Stuart Hogg and Ben White had both been up to some ‘dark arts’ around the Irish breakdown and Ryan approached Pearce when the Scotland fullback was pinged for a second time in a short spell. Ryan asked for Hogg to be yellow-carded and Pearce dismissed him before warning Sexton that the lock would be sin-binned himself if he asked for something like that again.

“Grand,” Sexton agreed, “I was going to ask you if he didn’t.”

Johnny Sexton on quick lineout mix-up

On the day he equalled Ronan O’Gara’s record for Six Nations points, Johnny Sexton showed his fierce competitiveness was still fizzing, even nigh-on an hour after the final whistle had blown.

The Ireland outhalf was asked about the disallowed try that saved Scotland’s bacon, early in the first half. The Scots tried to take a quick lineout with a new ball that was snatched mid-air by Caelan Doris. A few phases later, Dam Sheehan crashed over but the whole sequence was ruled invalid as the home side used a new ball to take the lineout.

Their blushes were saved and both Andy Farrell and Sexton were still simmering about it, even after their side’s 22-7 win.

SEXTON: We didn’t use a new ball. I don’t understand it. I said it at the time, I don’t get it. I still don’t get it. You obviously have to use a new ball because the ball has gone out of play.

REPORTER: Did you ask the ref about it?

SEXTON: We tried to…

FARRELL: It’s irrelevant.
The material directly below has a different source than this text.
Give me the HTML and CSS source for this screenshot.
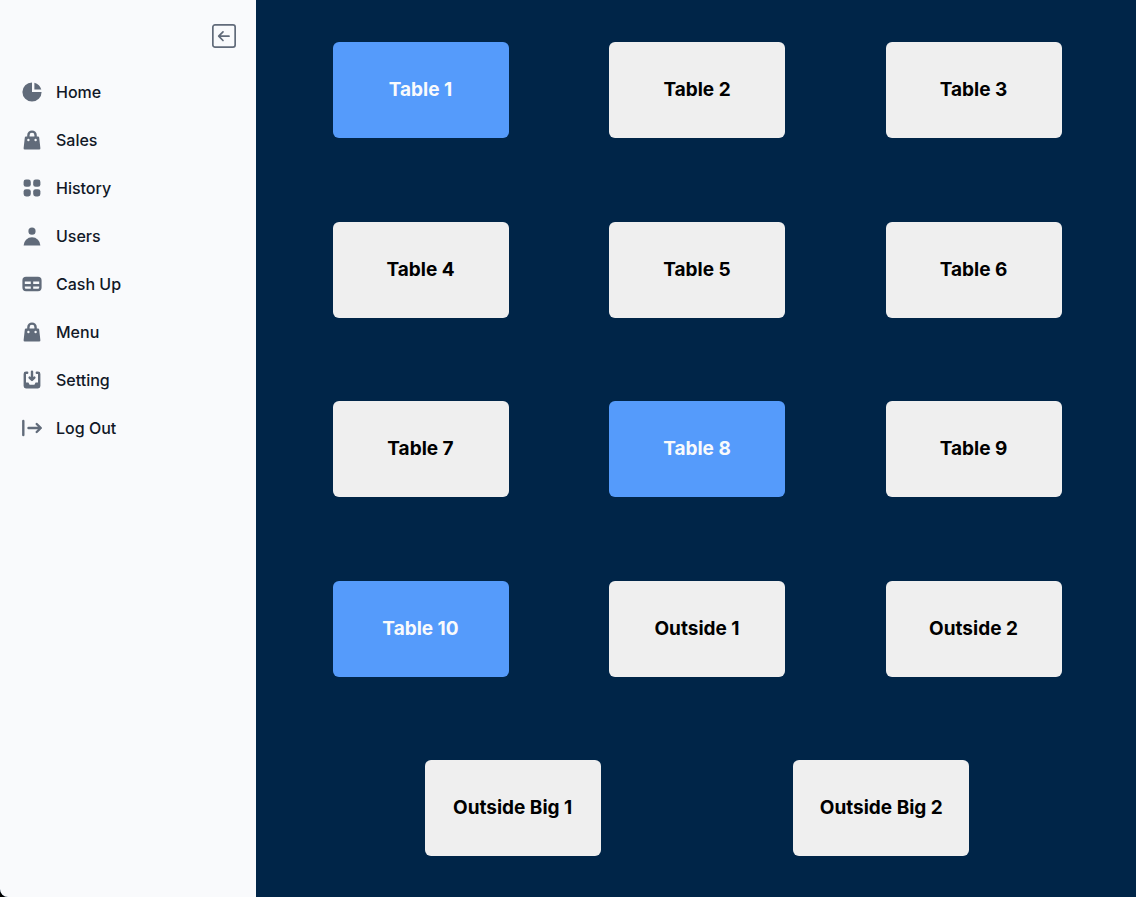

He brought it back for the new ball, but all the lineout was set. We don’t get it, but we’ll get to understand it.

As his head coach finished out that part of the press briefing, Sexton was by his side, shaking his head and stewing about one call in a game of hundreds. Never fully satisfied, especially if he things the wrong call was made. It is part of what makes him such a great player.

On captaining Ireland to a Grand Slam win in Dublin, Sexton described the prospect as ‘the stuff of dreams’.